Among Shakespeare's recycled bits of phrases: "come in person hither," "pale queene of night," "thou art thy selfe," "author of my blood" and even the whole phrase "lilies that fester smell far worse than weeds." Other matching strings are less compelling, but are nevertheless an essential part of distinguishing the author's linguistic fingerprint, says Vickers. The professor also matched more than 200 strings of words between Edward III and Kyd's earlier works — at this point in his career, he had only three plays to his name. According to Vickers, Kyd should get top billing on the play — about 60% of Edward III was likely written by him; the remaining 40% by Shakespeare. Using the plagiarism software, Vickers has also attributed four more anonymous plays to Kyd.

So why would the Bard, at this stage in his career — age 32 and well established by the time Edward III was published in 1596 — need to collaborate on a play? Simply because, as literature scholars have documented, the London theaters of the day were competing for audiences and had to churn out material as quickly as possible to stay ahead of one another. To do so, they often used groups of authors to write playbooks in a matter of weeks, paying each author by the scene. The theater companies would then often advertise themselves, rather than the authors, on the published playbooks.

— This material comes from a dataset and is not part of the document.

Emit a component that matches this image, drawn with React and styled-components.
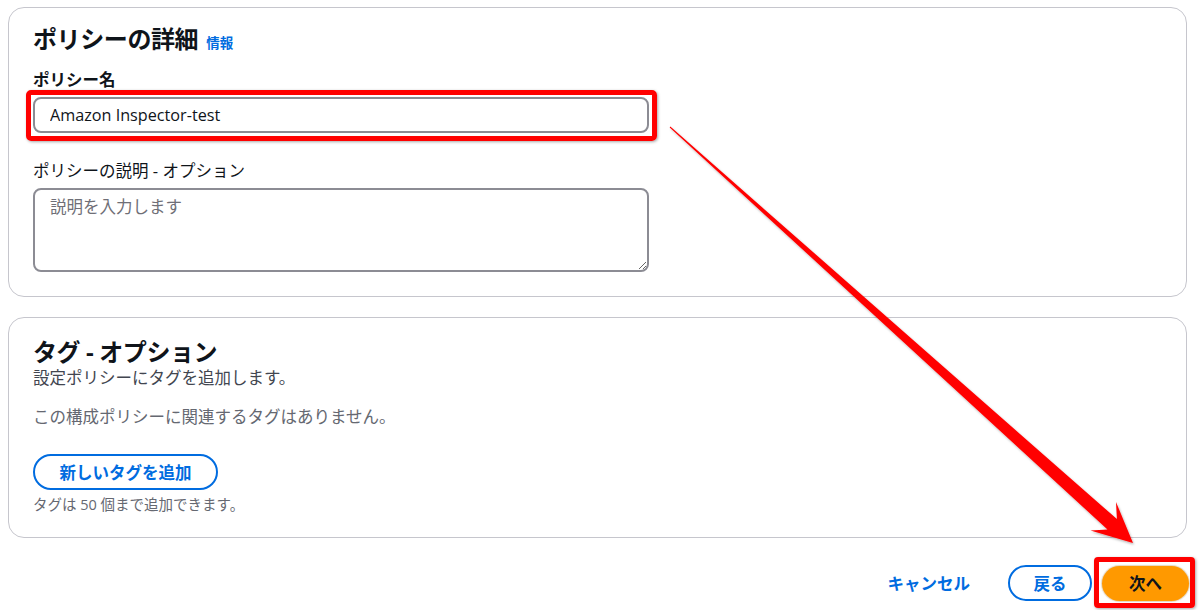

"In Edward III, it's quite a typical arrangement; Shakespeare writes three scenes near the beginning and one later on, presumably to guarantee some kind of continuity," says Vickers. "It's a very good play, but it suffers from some inconsistencies — characters who appear in some of Shakespeare's scenes don't appear later on."

Vickers and his colleagues hope that by using plagiarism software, which they're currently applying to a study of British playwright John Ford's works, scholars may yet be able to settle many of the literature world's greatest authorship questions. But don't try this at home — this isn't something just anyone can do. Vickers has spent more than four decades studying Shakespeare, and he's devoted countless hours over the past two years reaching his verdict on Edward III. "You have to go on hunches — you can't just feed in all the numbers on every play and sit back," he says. "But what I'm hoping to do is bring about a marriage between human reading and machine reading. If you distrust computers, you won't advance at all; if you have just computers and know nothing about literature, you're likely to go wrong as well."

While Vickers says his research proves the co-authorship of Edward III beyond a doubt, he's yet to convince all of his fellow Shakespeare experts. Says Stanley Wells, chairman of the Shakespeare Birthplace Trust, the largest Shakespeare preservation group in Britain, "I'm not yet sure we've reached the stage yet that we can be sure of authorship without attacking it from many different angles," such as investigating metrics, classical allusions and signature abbreviations. "One of the problems of this sort of thing is that it's not easy to pronounce on the evidence without doing all the work again yourself."

Scholars have applied other quantitative analysis techniques to authorship studies over the past century. For example, statisticians have been able to distinguish the writings of James Madison and Alexander Hamilton in the Federalist Papers by manually calculating occurrences of a set of marker words. But dramatic writing, with its more constrained nature, has until now proven more difficult to crack.

Although Vickers believes he's the first scholar to use plagiarism software on authorship studies, he's not the first to use software of any kind to analyze the linguistic patterns of literature. Homerian scholar Martin Mueller of Northwestern University, who has lauded Vickers' work, has used the "search and display" function in his computerized database to analyze Homer's works. With the tool, he's been able to highlight distinctive phrasal repetitions in the author's prose — which may come as no surprise to those who found the Iliad and the Odyssey a bit repetitive. Here again, like with Vickers' work, computers are coming in handy to help prove what smart scholars have long sensed, but they're not making any literary discoveries on their own. At least not yet.